Estimating Long-term Trends in Tropospheric Ozone Levels
journal contributionposted on 05.06.2017, 06:24 by Smith, Michael, Yau, Paul, Shively, Thomas, Kohn, Robert
This paper estimates the long-term trends in the daily maxima of tropospheric ozone at six sites around the state of Texas. The statistical methodology we use controls for the effects of meteorological variables because it is known that variables such as temperature, wind speed and humidity substantially affect the formation of tropospheric ozone. A nonparametric regression model is estimated in which a general trivariate surface is used to model the relationship between ozone and these meteorological variables because there is little, or no, theory to specify the functional dependence of ozone on these variables.

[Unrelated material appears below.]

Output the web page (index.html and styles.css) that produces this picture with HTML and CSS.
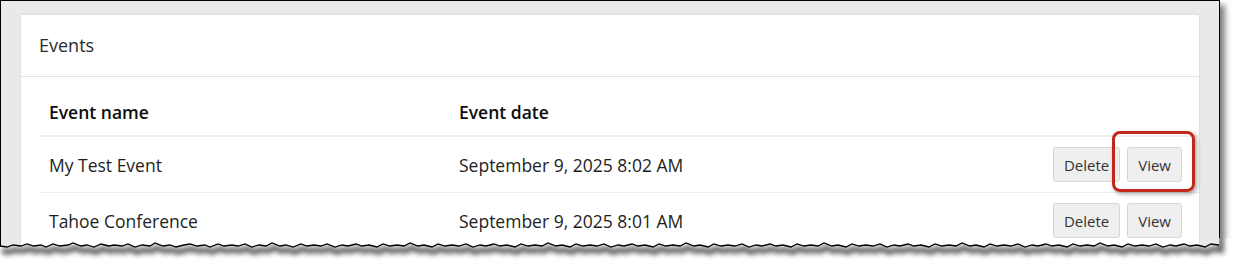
FILE: index.html
```html
<!DOCTYPE html>
<html lang="en">

<head>
    <meta charset="UTF-8">
    <meta name="viewport" content="width=device-width, initial-scale=1.0">
    <title>Events</title>
    <link rel="stylesheet" href="styles.css">
</head>

<body>
    <div class="shot">
        <div class="frame">
            <!-- Events card -->
            <section class="card">
                <div class="card-header">Events</div>
                <div class="card-body">
                    <table class="events">
                        <thead>
                            <tr>
                                <th class="col-name">Event name</th>
                                <th class="col-date">Event date</th>
                                <th class="col-actions"></th>
                            </tr>
                        </thead>
                        <tbody>
                            <tr>
                                <td>My Test Event</td>
                                <td>September 9, 2025 8:02 AM</td>
                                <td class="col-actions">
                                    <div class="actions">
                                        <button class="btn">Delete</button>
                                        <span class="btn-wrap">
                                            <button class="btn">View</button>
                                            <span class="callout"></span>
                                        </span>
                                    </div>
                                </td>
                            </tr>
                            <tr>
                                <td>Tahoe Conference</td>
                                <td>September 9, 2025 8:01 AM</td>
                                <td class="col-actions">
                                    <div class="actions">
                                        <button class="btn">Delete</button>
                                        <button class="btn">View</button>
                                    </div>
                                </td>
                            </tr>
                        </tbody>
                    </table>
                </div>
            </section>
        </div>

        <!-- torn bottom edge of the screenshot -->
        <svg class="torn" width="1235" height="29" viewBox="0 0 1235 29">
            <defs>
                <filter id="blur" x="-5%" y="-100%" width="110%" height="300%">
                    <feGaussianBlur stdDeviation="2.4" />
                </filter>
                <clipPath id="below">
                    <polygon points="0,0 0,8 7,9 13,7 21,8 27,6 34,8 41,7 46,9 53,6 60,8 68,7 73,5 81,8 87,7 94,9 101,6 109,8 114,7 122,8 128,6 135,9 142,7 150,8 155,5 163,8 170,7 176,9 184,7 190,6 197,8 205,7 210,9 218,6 224,8 232,7 238,8 245,6 252,9 259,7 266,8 272,5 280,8 286,7 293,9 301,6 307,8 314,7 321,8 327,6 335,9 342,7 348,8 356,6 362,8 369,7 377,9 383,6 390,8 397,7 404,8 410,5 418,8 424,7 432,9 438,6 445,8 452,7 459,8 466,6 473,9 480,7 486,8 494,6 500,8 507,7 515,9 521,6 528,8 535,7 542,8 548,5 556,8 562,7 570,9 576,6 583,8 590,7 597,8 604,6 611,9 618,7 624,8 632,6 638,8 645,7 653,9 659,6 666,8 673,7 680,8 686,5 694,8 700,7 708,9 714,6 721,8 728,7 735,8 742,6 749,9 756,7 762,8 770,6 776,8 783,7 791,9 797,6 804,8 811,7 818,8 824,5 832,8 838,7 846,9 852,6 859,8 866,7 873,8 880,6 887,9 894,7 900,8 908,6 914,8 921,7 929,9 935,6 942,8 949,7 956,8 962,5 970,8 976,7 984,9 990,6 997,8 1004,7 1011,8 1018,6 1025,9 1032,7 1038,8 1046,6 1052,8 1059,7 1067,9 1073,6 1080,8 1087,7 1094,8 1100,5 1108,8 1114,7 1122,9 1128,6 1135,8 1142,7 1149,8 1156,6 1163,9 1170,7 1176,8 1184,6 1190,8 1197,7 1205,9 1211,6 1219,7 1219,0 1235,0 1235,29 0,29" />
                </clipPath>
            </defs>
            <rect class="cover" x="0" y="0" width="1235" height="29" clip-path="url(#below)" />
            <g clip-path="url(#below)">
                <polyline class="shade" filter="url(#blur)" transform="translate(2 5)" points="0,8 7,9 13,7 21,8 27,6 34,8 41,7 46,9 53,6 60,8 68,7 73,5 81,8 87,7 94,9 101,6 109,8 114,7 122,8 128,6 135,9 142,7 150,8 155,5 163,8 170,7 176,9 184,7 190,6 197,8 205,7 210,9 218,6 224,8 232,7 238,8 245,6 252,9 259,7 266,8 272,5 280,8 286,7 293,9 301,6 307,8 314,7 321,8 327,6 335,9 342,7 348,8 356,6 362,8 369,7 377,9 383,6 390,8 397,7 404,8 410,5 418,8 424,7 432,9 438,6 445,8 452,7 459,8 466,6 473,9 480,7 486,8 494,6 500,8 507,7 515,9 521,6 528,8 535,7 542,8 548,5 556,8 562,7 570,9 576,6 583,8 590,7 597,8 604,6 611,9 618,7 624,8 632,6 638,8 645,7 653,9 659,6 666,8 673,7 680,8 686,5 694,8 700,7 708,9 714,6 721,8 728,7 735,8 742,6 749,9 756,7 762,8 770,6 776,8 783,7 791,9 797,6 804,8 811,7 818,8 824,5 832,8 838,7 846,9 852,6 859,8 866,7 873,8 880,6 887,9 894,7 900,8 908,6 914,8 921,7 929,9 935,6 942,8 949,7 956,8 962,5 970,8 976,7 984,9 990,6 997,8 1004,7 1011,8 1018,6 1025,9 1032,7 1038,8 1046,6 1052,8 1059,7 1067,9 1073,6 1080,8 1087,7 1094,8 1100,5 1108,8 1114,7 1122,9 1128,6 1135,8 1142,7 1149,8 1156,6 1163,9 1170,7 1176,8 1184,6 1190,8 1197,7 1205,9 1211,6 1219,7 1219,-20" />
            </g>
            <polyline class="edge" points="0,8 7,9 13,7 21,8 27,6 34,8 41,7 46,9 53,6 60,8 68,7 73,5 81,8 87,7 94,9 101,6 109,8 114,7 122,8 128,6 135,9 142,7 150,8 155,5 163,8 170,7 176,9 184,7 190,6 197,8 205,7 210,9 218,6 224,8 232,7 238,8 245,6 252,9 259,7 266,8 272,5 280,8 286,7 293,9 301,6 307,8 314,7 321,8 327,6 335,9 342,7 348,8 356,6 362,8 369,7 377,9 383,6 390,8 397,7 404,8 410,5 418,8 424,7 432,9 438,6 445,8 452,7 459,8 466,6 473,9 480,7 486,8 494,6 500,8 507,7 515,9 521,6 528,8 535,7 542,8 548,5 556,8 562,7 570,9 576,6 583,8 590,7 597,8 604,6 611,9 618,7 624,8 632,6 638,8 645,7 653,9 659,6 666,8 673,7 680,8 686,5 694,8 700,7 708,9 714,6 721,8 728,7 735,8 742,6 749,9 756,7 762,8 770,6 776,8 783,7 791,9 797,6 804,8 811,7 818,8 824,5 832,8 838,7 846,9 852,6 859,8 866,7 873,8 880,6 887,9 894,7 900,8 908,6 914,8 921,7 929,9 935,6 942,8 949,7 956,8 962,5 970,8 976,7 984,9 990,6 997,8 1004,7 1011,8 1018,6 1025,9 1032,7 1038,8 1046,6 1052,8 1059,7 1067,9 1073,6 1080,8 1087,7 1094,8 1100,5 1108,8 1114,7 1122,9 1128,6 1135,8 1142,7 1149,8 1156,6 1163,9 1170,7 1176,8 1184,6 1190,8 1197,7 1205,9 1211,6 1219,7" />
        </svg>
    </div>
</body>

</html>
```

FILE: styles.css
```css
body {
    font-family: 'Open Sans', 'Noto Sans', sans-serif;
    margin: 0;
    padding: 0;
    background-color: #fff;
}

.shot {
    position: relative;
    width: 1235px;
    height: 267px;
    overflow: hidden;
}

.frame {
    width: 1199px;
    height: 260px;
    padding: 13px 0 0 19px;
    border: 1px solid #000;
    background-color: #e9e9e9;
    box-shadow: 5px 5px 6px rgba(0, 0, 0, 0.5);
}

.card {
    width: 1178px;
    background-color: #fff;
    border: 1px solid #dfdfdf;
}

.card-header {
    padding: 19px 18px 20px;
    font-size: 18px;
    line-height: 22px;
    color: #2b2b2b;
    border-bottom: 1px solid #e3e3e3;
}

.card-body {
    padding: 13px 0 40px 18px;
}

.events {
    width: 100%;
    border-collapse: collapse;
    font-size: 17.5px;
    color: #1e1e1e;
}

.events th {
    padding: 10px 10px 11px;
    line-height: 24px;
    text-align: left;
    font-weight: 600;
    color: #0d0d0d;
    border-bottom: 2px solid #eee;
}

.events td {
    padding: 10px;
    line-height: 24px;
    vertical-align: middle;
    border-bottom: 1px solid #eee;
}

.col-name {
    width: 390px;
}

.events .col-actions {
    padding-right: 17px;
}

.actions {
    display: flex;
    justify-content: flex-end;
    gap: 7px;
}

.btn {
    height: 35px;
    padding: 0 10px;
    font-family: 'Open Sans', 'Noto Sans', sans-serif;
    font-size: 15px;
    color: #333;
    background-color: #efefef;
    border: 1px solid #d6d6d6;
    border-radius: 3px;
}

.btn-wrap {
    position: relative;
    display: flex;
}

/* red annotation box round the View button */
.callout {
    position: absolute;
    top: -16px;
    right: -13px;
    bottom: -10px;
    left: -15px;
    border: 3px solid #c1271b;
    border-radius: 8px;
    box-shadow: 2px 2px 4px rgba(0, 0, 0, 0.35);
}

.torn {
    position: absolute;
    left: 0;
    top: 238px;
}

.torn .cover {
    fill: #fff;
}

.torn .shade {
    fill: none;
    stroke: rgba(0, 0, 0, 0.6);
    stroke-width: 6;
}

.torn .edge {
    fill: none;
    stroke: #000;
    stroke-width: 1.3;
}
```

The model also allows for the effects of wind direction and seasonality. Each function in the model is represented as a linear combination of basis functions located at all of the design points. A trivariate basis is used for the function representing the combined effect of temperature, wind speed and humidity, while univariate bases are used to represent the other functions in the model. To estimate the functions nonparametrically we use a Bayesian hierarchical framework with a fractional prior. Due to the high dimensional representation of the signal, a Markov chain Monte Carlo sampling scheme employing Gibbs sub-chains that 'focus' on the basis terms that are most likely to contribute to the signal is used to carry out the computations. We also estimate an appropriate data transformation simultaneously with the function estimates. The empirical results indicate that key meteorological variables explain most of the variation in daily ozone maxima through a nonlinear interaction and that their effects are consistent across the six sites. However, the estimated trends vary considerably from site to site, even within the same city. A simulation based on the design of the data indicates that the Bayesian approach is substantially more efficient than MARS (Friedman, 1991).